News

Kades Minta Perpanjangan Masa Jabatan, Ada Gula Ada Semut

Minggu, 22 Jan 2023 – 11:35 WIB

Desain Tanpa Judul 16(1) - inilah.com

Para kepala desa menyampaikan aspirasi ke DPR untuk menuntut revisi terbatas Undang-Undang Nomor 6 Tahun 2014 tentang Desa. (Foto: Antara)

Bukannya fokus melaksanakan amanah membangun desa, para kepala desa (kades) pergi ke Jakarta berdemonstrasi menuntut perpanjangan masa jabatan. Ada agenda terselubung di balik aspirasi yang menuai kontroversi itu. Gula berupa dana desa yang totalnya puluhan triliun yang digelontorkan untuk 74.954 desa di 434 kabupaten/kota ditengarai menjadi pemicu.
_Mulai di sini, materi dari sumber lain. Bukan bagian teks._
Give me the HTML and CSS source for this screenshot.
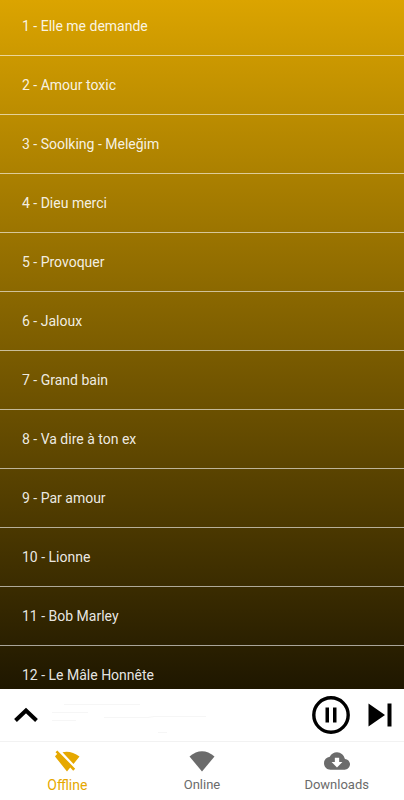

Analisa ini disampaikan mantan Dirjen Otda Kemendagri, Djohermansyah Djohan. Adanya kucuran dana Rp1 miliar dari pemerintah pusat untuk desa membuat banyak orang tertarik menjabat kades. Pembangunan desa masih tertinggal dan muncul banyak kasus sebagai eksesnya mereka menuntut masa jabatan dari 6 tahun diperpanjang menjadi 9 tahun dalam 1 periode.

“Coba sekarang kita balik, diberhentikan bantuan keuangan. Apakah mau orang jadi kades dengan uang dari PAD (pendapatan asli daerah) itu sendiri? Nah sekarang kita balik saja, setop dulu (dana desa), uji coba. Jadi pembangunan desa tetap dilakukan namun lewat pemerintah dari provinsi, kabupaten/kota, kecamatan. Mau orang jadi kades,” tutur Djohermansyah, kepada Inilah.com, melalui sambungan telepon, Minggu (22/1/2023).

Perhitungan Djohermansyah, dalam setiap tahun anggaran yang mengalir untuk desa lebih dari Rp1 miliar. Selain dari pusat, yang pada 2023 telah mengalokasikan dana lebih dari Rp70 triliun untuk 74.954 desa di 434 kabupaten/kota, agar setiap desa mendapatkan Rp1 miliar per tahun, desa juga mendapatkan dana segar dari pemerintah kabupaten berupa anggaran dana desa (ADD) yang besarnya ratusan juta. Belum lagi bantuan keuangan dari pemerintah provinsi.

“Uang itu berarti banyak jadinya kan, nah jadi kalau (jabatan kades) itu bisa terus bertahan dalam kekuasaan, kita kelola uang banyak itu, kan menjadi interest yang kuat bagi kades,” selorohnya.

Dia mempertanyakan mengapa tidak ada semangat mengevaluasi pemerintahan desa selama ini dengan mengoreksi penggunaan dana desa yang di banyak tempat malah dikorupsi. Artinya aspirasi memperpanjang masa jabatan kades harus diuji secara objektif.

Menurutnya, memperpanjang masa jabatan kades dengan merevisi UU Desa sama saja melegitimasi korupsi pada tingkat desa. Lagipula secara teori kekuasaan yang terlampau panjang membuat marak korupsi.

“Sebab masa jabatan lama itu kekuasaannya jadi panjang, akibatnya itu cenderung koruptor, sehingga itu merugikan rakyat desa nantinya,” jelasnya.

Dia mengaku khawatir apabila aspirasi ini dituruti, lantas pemerintah bersama DPR bersepakat merevisi UU Desa, membawa implikasi lahirnya monarki di desa. Tanpa adanya revisi saja sekarang sudah ada labeling raja-raja kecil kepada kades.

“Gegara uang ini munculah kasus negatif, sudah mulai ada ratusan kades kena kasus hukum karena mengorupsi dana desa. Kalau mereka dikasih jabatan yang lama itu korupsinya akan menjadi-jadi,” ujarnya.